Story #3 – now on a somewhat smaller scale. Kazakhstan is not backward as Borat would make you believe. But it is a remote country, far from the centres of methodological thought in the USA, Western Europe or even the emerging ones in India and China. Good advice is not easy to get. Natalia Li came from this place to the Lean Kanban Russia 2015 conference to present her software company’s case study. She didn’t coach multiple teams on adoption of rituals. She didn’t try to fix the teams of workers scooping red beads in a broken system. She instead designed a Kanban system, negotiated its introduction with the stakeholders, and used it to reduce the wait times and blockages in a workflow spanning four corporate departments. These systemic improvements caused throughput to double and the lead time to reduce by 40%. The first iteration of her Kanban system was designed — you guessed it — one year earlier, in 2014, in the Kanban System Design class I taught together with Askhat Urazbaev.
The investment Natalia’s employer’s risked in 2014 to get these rewards was to send her on a week-long trip to Moscow to attend a Lean Kanban conference and take the post-conference training. The registration cost about $1,500; travel expenses, take a guess. At her company’s smaller scale, tens of employees rather than hundreds, sending one person turned out to be enough. Again, service-delivery Kanban is not about teaching or coaching every team member how to perform practices and rituals. Could the Agile Borat coach one team to its first sprint retrospective on this budget?

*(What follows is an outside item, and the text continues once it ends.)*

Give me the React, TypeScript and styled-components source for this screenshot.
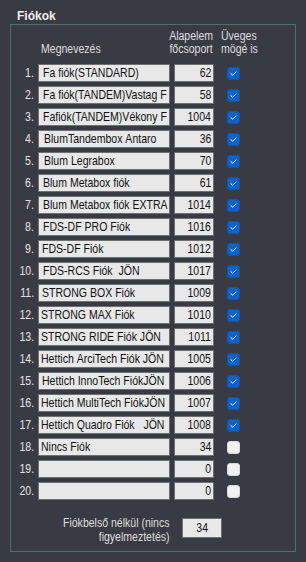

More stories to come. The six-month contract vehicle, which I started this post with, continues to be a fact of life. I’m seeing some progress however. In the last year, I have been able to negotiate down the batch sizes, dramatically in some cases and arrange schedules that allow me to visit and deliver consultations and training to multiple clients. This has already saved clients money and made my advice more effective. But it wouldn’t have happened without actions of key individuals responsible for designing these consulting engagements. I appreciate them for their courage to think and act differently.